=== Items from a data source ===

=====

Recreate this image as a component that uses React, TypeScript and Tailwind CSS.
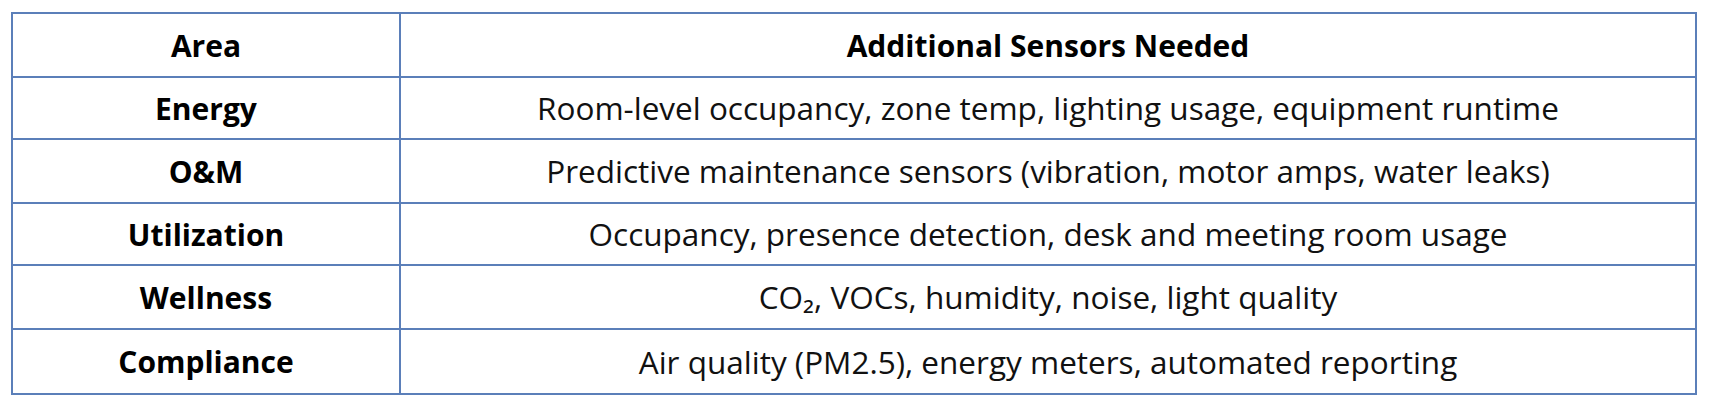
const rows: Array<{ area: string; sensors: string }> = [
  { area: 'Energy', sensors: 'Room-level occupancy, zone temp, lighting usage, equipment runtime' },
  { area: 'O&M', sensors: 'Predictive maintenance sensors (vibration, motor amps, water leaks)' },
  { area: 'Utilization', sensors: 'Occupancy, presence detection, desk and meeting room usage' },
  { area: 'Wellness', sensors: 'CO₂, VOCs, humidity, noise, light quality' },
  { area: 'Compliance', sensors: 'Air quality (PM2.5), energy meters, automated reporting' },
];

const heights = ['h-[62px]', 'h-[64px]', 'h-[62px]', 'h-[64px]', 'h-[65px]'];

export default function App() {
  return (
    <div className="w-[1710px] h-[410px] bg-white pl-[11px] pt-[12px] font-['Open_Sans','Liberation_Sans',sans-serif] text-black">
      <table className="w-[1686px] border-collapse border-2 border-[#5b7fb9] table-fixed">
        <colgroup>
          <col className="w-[388px]" />
          <col />
        </colgroup>
        <thead>
          <tr className="h-[64px]">
            <th className="border-2 border-[#5b7fb9] text-[30px] font-bold">Area</th>
            <th className="border-2 border-[#5b7fb9] text-[30px] font-bold">Additional Sensors Needed</th>
          </tr>
        </thead>
        <tbody>
          {rows.map((r, i) => (
            <tr key={r.area} className={heights[i]}>
              <td className="border-2 border-[#5b7fb9] text-center text-[30px] font-bold">{r.area}</td>
              <td className="border-2 border-[#5b7fb9] text-center text-[31.5px] text-[#111]">{r.sensors}</td>
            </tr>
          ))}
        </tbody>
      </table>
    </div>
  );
}
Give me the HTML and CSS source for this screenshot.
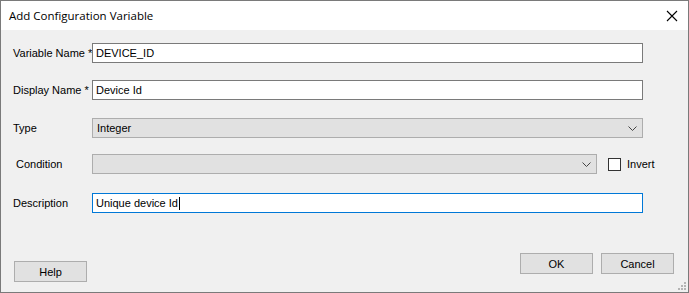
FILE: index.html
```html
<!DOCTYPE html>
<html lang="en">
<head>
  <meta charset="UTF-8" />
  <title>Add Configuration Variable</title>
  <link rel="stylesheet" href="styles.css">
</head>
<body>
  <div class="dialog">
    <div class="titlebar">
      <span class="title">Add Configuration Variable</span>
      <svg class="close" width="12" height="12" viewBox="0 0 12 12">
        <path d="M1 1L11 11M11 1L1 11" stroke="#000" stroke-width="1.1" fill="none"/>
      </svg>
    </div>

    <div class="content">
      <div class="row row-name">
        <span class="label">Variable Name *</span>
        <div class="field">DEVICE_ID</div>
      </div>
      <div class="row row-display">
        <span class="label">Display Name *</span>
        <div class="field">Device Id</div>
      </div>
      <div class="row row-type">
        <span class="label">Type</span>
        <div class="field select">
          <span>Integer</span>
          <svg class="chevron" width="9" height="5" viewBox="0 0 9 5"><path d="M0.5 0.5L4.5 4.5L8.5 0.5" stroke="#444" fill="none"/></svg>
        </div>
      </div>
      <div class="row row-condition">
        <span class="label label-indent">Condition</span>
        <div class="field select short">
          <span></span>
          <svg class="chevron" width="9" height="5" viewBox="0 0 9 5"><path d="M0.5 0.5L4.5 4.5L8.5 0.5" stroke="#444" fill="none"/></svg>
        </div>
        <span class="checkbox"></span>
        <span class="check-label">Invert</span>
      </div>
      <div class="row row-desc">
        <span class="label">Description</span>
        <div class="field focused">Unique device Id<span class="caret"></span></div>
      </div>
    </div>

    <div class="footer">
      <div class="btn help">Help</div>
      <div class="actions">
        <div class="btn">OK</div>
        <div class="btn">Cancel</div>
      </div>
    </div>
    <svg class="grip" width="8" height="8" viewBox="0 0 8 8">
      <rect x="6" y="0" width="2" height="2" fill="#b4b4b4"/>
      <rect x="3" y="3" width="2" height="2" fill="#b4b4b4"/>
      <rect x="6" y="3" width="2" height="2" fill="#b4b4b4"/>
      <rect x="0" y="6" width="2" height="2" fill="#b4b4b4"/>
      <rect x="3" y="6" width="2" height="2" fill="#b4b4b4"/>
      <rect x="6" y="6" width="2" height="2" fill="#b4b4b4"/>
    </svg>
  </div>
</body>
</html>
```

FILE: styles.css
```css
body {
  margin: 0;
  font-family: "Liberation Sans", Arial, sans-serif;
  font-size: 11px;
  color: #000;
  background: #f0f0f0;
}
.dialog {
  position: relative;
  width: 689px;
  height: 293px;
  box-sizing: border-box;
  border: 1px solid #7a7a7a;
  background: #f0f0f0;
  display: flex;
  flex-direction: column;
}
.titlebar {
  height: 29px;
  background: #fff;
  display: flex;
  align-items: center;
  justify-content: space-between;
  padding: 0 10px 0 8px;
}
.title {
  font-family: "Open Sans", sans-serif;
  font-size: 11.5px;
}
.content {
  padding: 13px 0 0 12px;
}
.row {
  display: flex;
  align-items: center;
  height: 20px;
  white-space: nowrap;
}
.row-display { margin-top: 17px; }
.row-type { margin-top: 18px; }
.row-condition { margin-top: 16px; }
.row-desc { margin-top: 19px; }
.label {
  width: 79px;
  flex: none;
}
.label-indent {
  padding-left: 3px;
  width: 76px;
}
.field {
  width: 551px;
  height: 20px;
  box-sizing: border-box;
  border: 1px solid #7a7a7a;
  background: #fff;
  padding: 0 3px;
  display: flex;
  align-items: center;
}
.field.focused {
  border-color: #0078d7;
}
.caret {
  width: 1px;
  height: 13px;
  background: #000;
  margin-left: 1px;
}
.select {
  background: #e1e1e1;
  border-color: #adadad;
  justify-content: space-between;
  padding: 0 5px 0 4px;
}
.select.short {
  width: 505px;
}
.chevron {
  display: block;
}
.checkbox {
  width: 13px;
  height: 13px;
  box-sizing: border-box;
  border: 1px solid #333;
  background: #fff;
  margin-left: 11px;
}
.check-label {
  margin-left: 6px;
}
.footer {
  flex: 1;
  display: flex;
  justify-content: space-between;
  padding: 0 14px 10px 13px;
}
.actions {
  display: flex;
  gap: 8px;
  margin-top: 40px;
}
.help {
  align-self: flex-end;
}
.btn {
  width: 73px;
  height: 21px;
  box-sizing: border-box;
  border: 1px solid #adadad;
  background: #e1e1e1;
  display: flex;
  align-items: center;
  justify-content: center;
}
.grip {
  position: absolute;
  right: 2px;
  bottom: 2px;
}
```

=====

=== Aim ===
The records above should be reproduced exactly, with no pictures included.

=== Full solution ===
Recreate this image as a component that uses React, TypeScript and Tailwind CSS.
const rows: Array<{ area: string; sensors: string }> = [
  { area: 'Energy', sensors: 'Room-level occupancy, zone temp, lighting usage, equipment runtime' },
  { area: 'O&M', sensors: 'Predictive maintenance sensors (vibration, motor amps, water leaks)' },
  { area: 'Utilization', sensors: 'Occupancy, presence detection, desk and meeting room usage' },
  { area: 'Wellness', sensors: 'CO₂, VOCs, humidity, noise, light quality' },
  { area: 'Compliance', sensors: 'Air quality (PM2.5), energy meters, automated reporting' },
];

const heights = ['h-[62px]', 'h-[64px]', 'h-[62px]', 'h-[64px]', 'h-[65px]'];

export default function App() {
  return (
    <div className="w-[1710px] h-[410px] bg-white pl-[11px] pt-[12px] font-['Open_Sans','Liberation_Sans',sans-serif] text-black">
      <table className="w-[1686px] border-collapse border-2 border-[#5b7fb9] table-fixed">
        <colgroup>
          <col className="w-[388px]" />
          <col />
        </colgroup>
        <thead>
          <tr className="h-[64px]">
            <th className="border-2 border-[#5b7fb9] text-[30px] font-bold">Area</th>
            <th className="border-2 border-[#5b7fb9] text-[30px] font-bold">Additional Sensors Needed</th>
          </tr>
        </thead>
        <tbody>
          {rows.map((r, i) => (
            <tr key={r.area} className={heights[i]}>
              <td className="border-2 border-[#5b7fb9] text-center text-[30px] font-bold">{r.area}</td>
              <td className="border-2 border-[#5b7fb9] text-center text-[31.5px] text-[#111]">{r.sensors}</td>
            </tr>
          ))}
        </tbody>
      </table>
    </div>
  );
}
Give me the HTML and CSS source for this screenshot.
FILE: index.html
```html
<!DOCTYPE html>
<html lang="en">
<head>
  <meta charset="UTF-8" />
  <title>Add Configuration Variable</title>
  <link rel="stylesheet" href="styles.css">
</head>
<body>
  <div class="dialog">
    <div class="titlebar">
      <span class="title">Add Configuration Variable</span>
      <svg class="close" width="12" height="12" viewBox="0 0 12 12">
        <path d="M1 1L11 11M11 1L1 11" stroke="#000" stroke-width="1.1" fill="none"/>
      </svg>
    </div>

    <div class="content">
      <div class="row row-name">
        <span class="label">Variable Name *</span>
        <div class="field">DEVICE_ID</div>
      </div>
      <div class="row row-display">
        <span class="label">Display Name *</span>
        <div class="field">Device Id</div>
      </div>
      <div class="row row-type">
        <span class="label">Type</span>
        <div class="field select">
          <span>Integer</span>
          <svg class="chevron" width="9" height="5" viewBox="0 0 9 5"><path d="M0.5 0.5L4.5 4.5L8.5 0.5" stroke="#444" fill="none"/></svg>
        </div>
      </div>
      <div class="row row-condition">
        <span class="label label-indent">Condition</span>
        <div class="field select short">
          <span></span>
          <svg class="chevron" width="9" height="5" viewBox="0 0 9 5"><path d="M0.5 0.5L4.5 4.5L8.5 0.5" stroke="#444" fill="none"/></svg>
        </div>
        <span class="checkbox"></span>
        <span class="check-label">Invert</span>
      </div>
      <div class="row row-desc">
        <span class="label">Description</span>
        <div class="field focused">Unique device Id<span class="caret"></span></div>
      </div>
    </div>

    <div class="footer">
      <div class="btn help">Help</div>
      <div class="actions">
        <div class="btn">OK</div>
        <div class="btn">Cancel</div>
      </div>
    </div>
    <svg class="grip" width="8" height="8" viewBox="0 0 8 8">
      <rect x="6" y="0" width="2" height="2" fill="#b4b4b4"/>
      <rect x="3" y="3" width="2" height="2" fill="#b4b4b4"/>
      <rect x="6" y="3" width="2" height="2" fill="#b4b4b4"/>
      <rect x="0" y="6" width="2" height="2" fill="#b4b4b4"/>
      <rect x="3" y="6" width="2" height="2" fill="#b4b4b4"/>
      <rect x="6" y="6" width="2" height="2" fill="#b4b4b4"/>
    </svg>
  </div>
</body>
</html>
```

FILE: styles.css
```css
body {
  margin: 0;
  font-family: "Liberation Sans", Arial, sans-serif;
  font-size: 11px;
  color: #000;
  background: #f0f0f0;
}
.dialog {
  position: relative;
  width: 689px;
  height: 293px;
  box-sizing: border-box;
  border: 1px solid #7a7a7a;
  background: #f0f0f0;
  display: flex;
  flex-direction: column;
}
.titlebar {
  height: 29px;
  background: #fff;
  display: flex;
  align-items: center;
  justify-content: space-between;
  padding: 0 10px 0 8px;
}
.title {
  font-family: "Open Sans", sans-serif;
  font-size: 11.5px;
}
.content {
  padding: 13px 0 0 12px;
}
.row {
  display: flex;
  align-items: center;
  height: 20px;
  white-space: nowrap;
}
.row-display { margin-top: 17px; }
.row-type { margin-top: 18px; }
.row-condition { margin-top: 16px; }
.row-desc { margin-top: 19px; }
.label {
  width: 79px;
  flex: none;
}
.label-indent {
  padding-left: 3px;
  width: 76px;
}
.field {
  width: 551px;
  height: 20px;
  box-sizing: border-box;
  border: 1px solid #7a7a7a;
  background: #fff;
  padding: 0 3px;
  display: flex;
  align-items: center;
}
.field.focused {
  border-color: #0078d7;
}
.caret {
  width: 1px;
  height: 13px;
  background: #000;
  margin-left: 1px;
}
.select {
  background: #e1e1e1;
  border-color: #adadad;
  justify-content: space-between;
  padding: 0 5px 0 4px;
}
.select.short {
  width: 505px;
}
.chevron {
  display: block;
}
.checkbox {
  width: 13px;
  height: 13px;
  box-sizing: border-box;
  border: 1px solid #333;
  background: #fff;
  margin-left: 11px;
}
.check-label {
  margin-left: 6px;
}
.footer {
  flex: 1;
  display: flex;
  justify-content: space-between;
  padding: 0 14px 10px 13px;
}
.actions {
  display: flex;
  gap: 8px;
  margin-top: 40px;
}
.help {
  align-self: flex-end;
}
.btn {
  width: 73px;
  height: 21px;
  box-sizing: border-box;
  border: 1px solid #adadad;
  background: #e1e1e1;
  display: flex;
  align-items: center;
  justify-content: center;
}
.grip {
  position: absolute;
  right: 2px;
  bottom: 2px;
}
```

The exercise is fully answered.